Gli è stato proposto un intervento chirurgico per risolvere un problema neurovascolare invalidante che gli provoca dolori insopportabili. Peccato, però, che sta aspettando da 5 mesi di poter entrare in sala operatoria. Nel frattempo, non solo non riesce a gestire il dolore, ma ha perso anche il lavoro perché i farmaci antiepilettici che è costretto ad assumere interferiscono con l'attenzione e la lucidità mentale, senza dimenticare gli effetti sullo stomaco.

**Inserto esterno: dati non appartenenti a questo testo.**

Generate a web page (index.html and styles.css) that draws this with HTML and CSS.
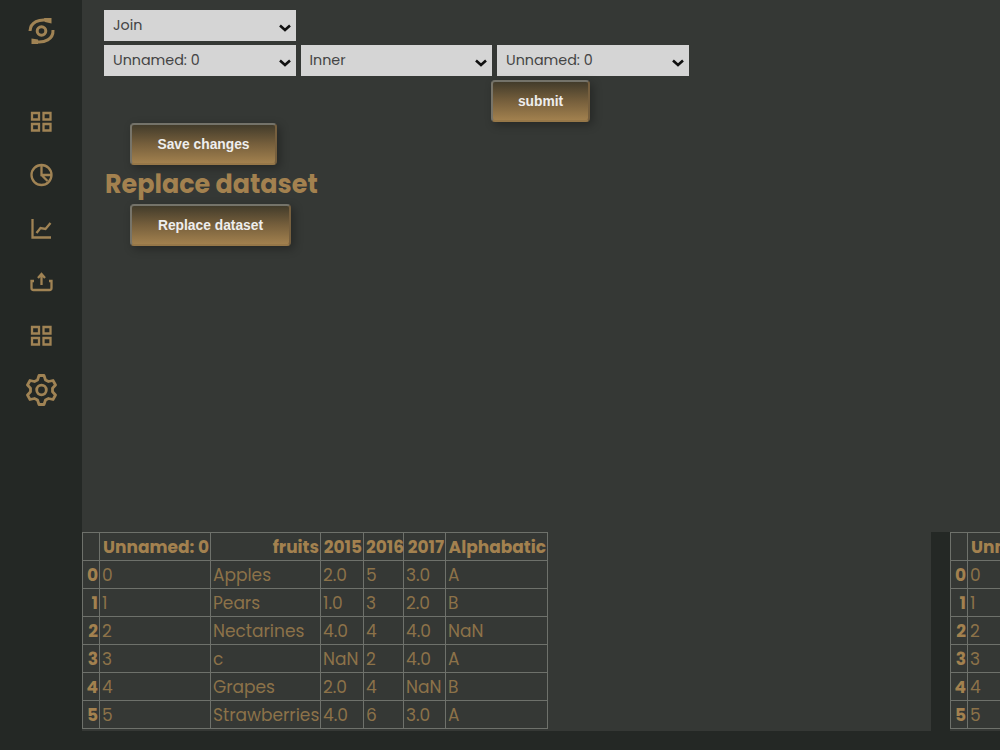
FILE: index.html
```html
<!DOCTYPE html>
<html lang="en">
<head>
  <meta charset="UTF-8">
  <title>Join datasets</title>
  <link rel="stylesheet" href="styles.css">
</head>
<body>

  <nav class="sidebar">
    <a class="logo"><svg width="30" height="30" viewBox="0 0 30 30"><circle cx="15.500" cy="15" r="4.300"/><path d="M4 15C4.500 6 13 2.500 23 4.500M27 14C27.500 23 19 27.500 8 25.500"/><path class="dot" d="M18 2h7.500v5.500L19 6zM5.500 22.500l6.500 1v4.500H5.500z"/></svg></a>
    <a><svg width="24" height="24" viewBox="0 0 24 24"><path d="M3 3h7v6.500H3zM14.500 3h7v6.500h-7zM3 14h7v6.500H3zM14.500 14h7v6.500h-7z"/></svg></a>
    <a><svg width="24" height="24" viewBox="0 0 24 24"><circle cx="12.500" cy="12" r="10"/><path d="M12.500 2v10h10M12.500 12l6 6"/></svg></a>
    <a><svg width="24" height="24" viewBox="0 0 24 24"><path d="M3.500 2v18.500H22M7.500 16l4-5 5 1 5-6"/></svg></a>
    <a><svg width="24" height="24" viewBox="0 0 24 24"><path d="M5 11H2.500v7q0 2 2 2h16q2 0 2-2v-7H20M12.500 15V5M9 8l3.500-4L16 8"/></svg></a>
    <a><svg width="24" height="24" viewBox="0 0 24 24"><path d="M3 3h7v6.500H3zM14.500 3h7v6.500h-7zM3 14h7v6.500H3zM14.500 14h7v6.500h-7z"/></svg></a>
    <a class="settings"><svg width="32" height="34" viewBox="0 0 32 34"><circle cx="16.500" cy="18" r="4.800"/><path d="M14 3.500h5l1.500 4.500 3 1.500 4.500-1 2.500 4.500-3 3.200v3.600l3 3.200-2.500 4.500-4.500-1-3 1.500-1.500 4.500h-5L12.500 28l-3-1.500-4.500 1L2.500 23l3-3.200v-3.600l-3-3.200L5 8.500l4.500 1 3-1.500z"/></svg></a>
  </nav>

  <main>
    <form class="options">
      <div class="row">
        <div class="select">Join<svg width="12" height="8" viewBox="0 0 12 8"><path d="M1 1.500l5 4.500 5-4.500"/></svg></div>
      </div>
      <div class="row">
        <div class="select">Unnamed: 0<svg width="12" height="8" viewBox="0 0 12 8"><path d="M1 1.500l5 4.500 5-4.500"/></svg></div>
        <div class="select">Inner<svg width="12" height="8" viewBox="0 0 12 8"><path d="M1 1.500l5 4.500 5-4.500"/></svg></div>
        <div class="select">Unnamed: 0<svg width="12" height="8" viewBox="0 0 12 8"><path d="M1 1.500l5 4.500 5-4.500"/></svg></div>
      </div>
      <button type="button" class="btn submit">submit</button>
      <button type="button" class="btn save">Save changes</button>
      <h2>Replace dataset</h2>
      <button type="button" class="btn replace">Replace dataset</button>
    </form>

    <div class="tables">
      <div class="panel"></div>
      <div class="panel"></div>
    </div>
  </main>

  <script>
    const columns = ['', 'Unnamed: 0', 'fruits', '2015', '2016', '2017', 'Alphabatic'];
    const widths = [17, 111, 110, 43, 40, 42, 102];
    const rows = [
      ['0', '0', 'Apples', '2.0', '5', '3.0', 'A'],
      ['1', '1', 'Pears', '1.0', '3', '2.0', 'B'],
      ['2', '2', 'Nectarines', '4.0', '4', '4.0', 'NaN'],
      ['3', '3', 'c', 'NaN', '2', '4.0', 'A'],
      ['4', '4', 'Grapes', '2.0', '4', 'NaN', 'B'],
      ['5', '5', 'Strawberries', '4.0', '6', '3.0', 'A']
    ];

    const table = '<table><colgroup>' + widths.map(w => `<col style="width:${w}px">`).join('') + '</colgroup>' +
      '<tr>' + columns.map(c => `<th>${c}</th>`).join('') + '</tr>' +
      rows.map(r => '<tr>' + r.map((v, i) => i ? `<td>${v}</td>` : `<th>${v}</th>`).join('') + '</tr>').join('') +
      '</table>';

    document.querySelectorAll('.panel').forEach(panel => {
      panel.innerHTML = table;
    });
  </script>
</body>
</html>
```
FILE: styles.css
```css
* {
  box-sizing: border-box;
}
body {
  margin: 0;
  width: 1000px;
  height: 750px;
  display: flex;
  overflow: hidden;
  background: #242825;
  color: #a3814f;
  font-family: Poppins, Inter, sans-serif;
}
.sidebar {
  width: 82px;
  flex: none;
  display: flex;
  flex-direction: column;
  align-items: center;
  padding-top: 4px;
}
.sidebar a {
  display: flex;
  align-items: center;
  justify-content: center;
  height: 53.500px;
}
.sidebar .logo {
  height: 54px;
  margin-bottom: 37px;
}
svg {
  fill: none;
  stroke: #a08354;
  stroke-width: 2.300;
}
.sidebar .logo svg {
  stroke-width: 3;
}
.sidebar .settings svg {
  stroke-width: 2.800;
  stroke-linejoin: round;
}
.sidebar .dot {
  fill: #a08354;
  stroke: none;
}
main {
  width: 918px;
  display: flex;
  flex-direction: column;
  overflow: hidden;
}
.options {
  height: 532px;
  flex: none;
  background: #353835;
  padding: 10px 0 0 22px;
  display: flex;
  flex-direction: column;
  align-items: flex-start;
}
.row {
  display: flex;
  gap: 5px;
  margin-bottom: 4px;
}
.select {
  width: 191.500px;
  height: 31px;
  padding: 0 5px 0 9px;
  background: #d5d5d5;
  color: #444;
  display: flex;
  align-items: center;
  justify-content: space-between;
  font-size: 14.300px;
}
.select svg {
  stroke: #111;
  stroke-width: 2.600;
  margin-top: 5px;
}
.btn {
  height: 42px;
  border: 2px solid;
  border-color: #74736a #765f3e #967748 #777469;
  border-radius: 4px;
  background: linear-gradient(#3d3829, #765f3c 50%, #a68450);
  background-origin: border-box;
  box-shadow: 3px 3px 10px rgba(0, 0, 0, 0.300);
  color: #eee;
  font: bold 13.800px "Liberation Sans", sans-serif;
  padding: 0;
}
.submit {
  width: 99px;
  margin-left: 387px;
}
.save {
  width: 147px;
  margin: 1px 0 0 26px;
}
h2 {
  margin: 0 0 0 1px;
  height: 39px;
  line-height: 39px;
  font-size: 25.400px;
}
.replace {
  width: 161px;
  margin-left: 26px;
}
.tables {
  display: flex;
  gap: 19px;
}
.panel {
  width: 849px;
  height: 199px;
  flex: none;
  background: #353835;
}
table {
  width: 465px;
  table-layout: fixed;
  border-collapse: collapse;
  font-size: 17px;
}
tr {
  height: 28px;
}
td, th {
  border: 1px solid #6e716b;
  padding: 1px 0 0 2px;
  line-height: 26px;
  white-space: nowrap;
}
td {
  color: #8c7249;
}
th {
  text-align: right;
  padding-right: 1px;
}
```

Il caso viene segnalato da Maria Grazia Caligaris dell'associazione Socialismo Diritti Riforme, che ha accolto il grido di dolore di un cagliaritano di 54 anni, ex autista di mezzi per il trasporto di merci pericolose, costretto a rinunciare al lavoro e a trascorrere le giornate chiuso in casa.

"Potrei dire che nel mio caso ho dovuto subire non solo il danno, dovuto a questo contatto anomalo tra il nervo del trigemino e l'arteria, ma anche la beffa - racconta l'uomo, sposato e padre di una figlia che aiuta la famiglia con lavori precari - perché a causa del protrarsi nel tempo dell'intervento chirurgico ho perso il posto, due mesi fa sono stato licenziato. Nessun datore di lavoro sembra voler accettare una persona 'disabile' in quanto costretta ad assumere farmaci che peraltro solo in parte leniscono il dolore. Si tenga anche conto che il conflitto del nervo con l'arteria mi impedisce perfino di bere, non riesco infatti a chiudere del tutto la bocca". Il problema si è manifestato la prima volta nel 2014 con un forte dolore alla mandibola. Ora è diventato improcrastinabile e urgente l'intervento chirurgico.

"Convivere con il dolore quando un intervento chirurgico può essere risolutivo appare davvero insensato - commenta Caligarsi - Aldilà delle problematiche sorte in questi ultimi due anni in seguito alla pandemia, cinque mesi d'attesa in queste condizioni sono troppi".